Merge pull request #90 from OpenMOSS/update-source-dtype-fix

Hzfinfdu · web-flow · commit 743ff47ad5d9 · 2025-02-15T00:18:48.000+08:00
fix(activation): preserve tokens type during dtype conversion
diff --git a/src/lm_saes/activation/processors/cached_activation.py b/src/lm_saes/activation/processors/cached_activation.py
@@ -237,7 +237,9 @@ def process(self, data: None = None, **kwargs) -> Iterable[dict[str, Any]]:
                 device=self.device,
             )
             if self.dtype is not None:
-                activations = {k: v.to(self.dtype) for k, v in activations.items()}
+                for k, v in activations.items():
+                    if k in self.hook_points:
+                        activations[k] = v.to(self.dtype)
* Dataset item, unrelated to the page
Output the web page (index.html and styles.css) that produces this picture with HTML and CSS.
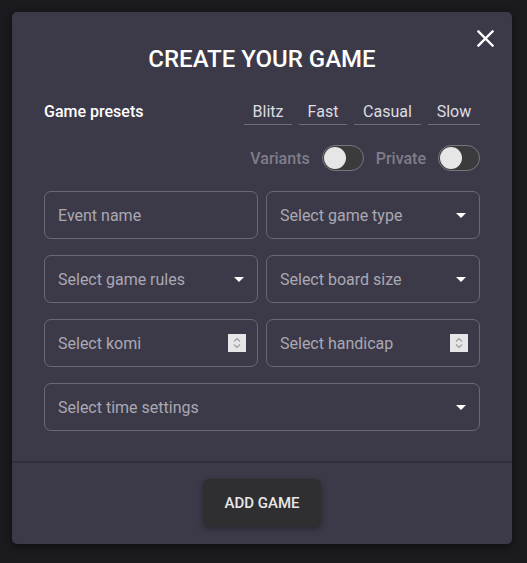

             yield activations  # Use pin_memory to load data on cpu, then transfer them to cuda in the main process, as advised in https://discuss.pytorch.org/t/dataloader-multiprocessing-with-dataset-returning-a-cuda-tensor/151022/2.
             # I wrote this utils function as I notice it is used multiple times in this repo. Do we need to apply it elsewhere?
 
@@ -259,4 +261,4 @@ def __getitem__(self, chunk_idx):
         return self.activation_loader.load_chunk_for_hooks(
             chunk_idx,
             self.hook_chunks,
-        )
+        )